3. This stanza is from Edgar Allen Poe’s poem “The Raven”:
Deep into that darkness peering, long I stood there,
Wondering, fearing,
Doubting dreaming dreams no mortal ever dared to
dream before;
But the silence was unbroken, and the stillness gave no
Token,
And the only word there spoken was the whispered
word, “Lenore!”
This I whispered, and an echo murmured back the
word, “Lenore!”
Merely this and nothing more.
a) What are the repeated sounds in the first two lines?
b) What are the dominant sounds in the remaining lines?

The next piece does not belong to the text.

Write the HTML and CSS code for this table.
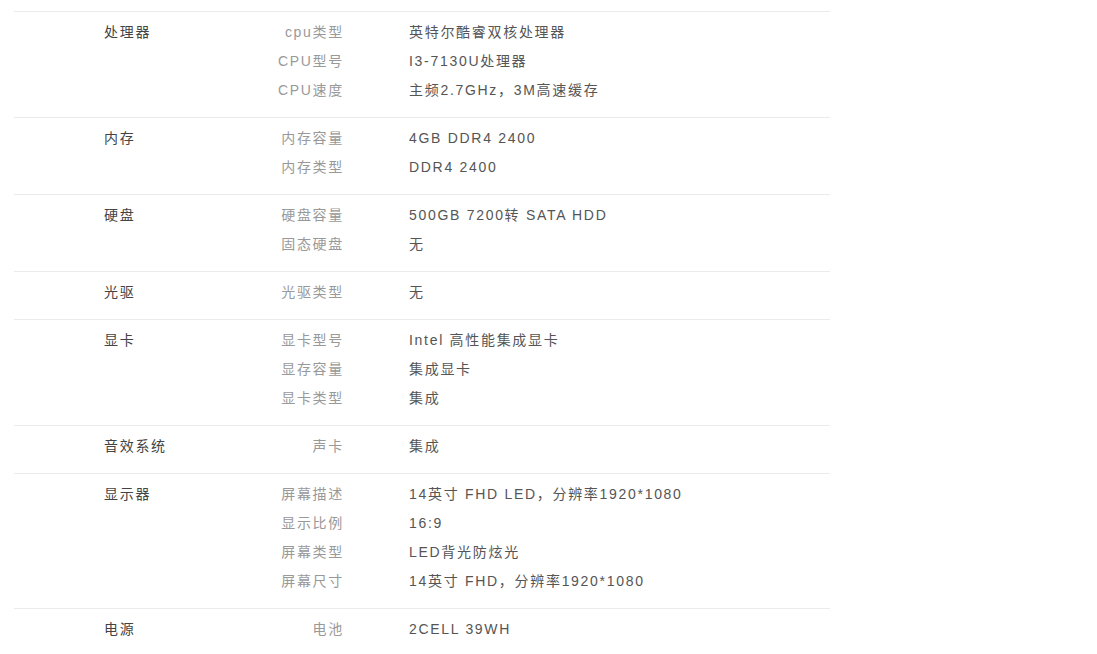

c) How does the alliteration/repetition connect to what is going on in the stanza?
Rhythm
1. In each of the following sentences put an accent mark over the strong words or syllables.
(e.g. The ba ker sold a doz en dough nuts)
a) I sat today and read my book.
b) I gave the man a dirty look.
c) To fish we need a line and hook.
d) The dog and cat both bit the cook.
2. Create a sentence that continues the same rhythm as the above sentences.
3. How do the following lines use rhythm to emphasize their subject matter?
a) Bells rang all day long.
b) Harsh strokes of the lash dug deep wounds.
c) Rolling and tumbling and crashing, the sound of the thunder increased.
4. The following stanza is an example of blank verse:
A lengthy story which a poet writes
Is often told without the use of rhyme;
He finds that rhythm patterns are enough.
The thoughts he wants to tell the reader rest
On normal accents found in daily speech.
a) Is there any pattern of rhythm or meter being used?
b) Is there any use of rhyme?
Literary Devices
1. For each of the following lines, identify the literary device being used.
a) The moon was a ghostly galleon tossed upon cloudy seas,
b) His comb was redder than fine coral, tall and battlemented like a castle wall,
c) I heard the hoofbeats clip-clop, clip-clop
d) The startled waves leap in fiery ringlets from their sleep
e) The evening wind begins its whistling sound; the waning moon pours out wide beams.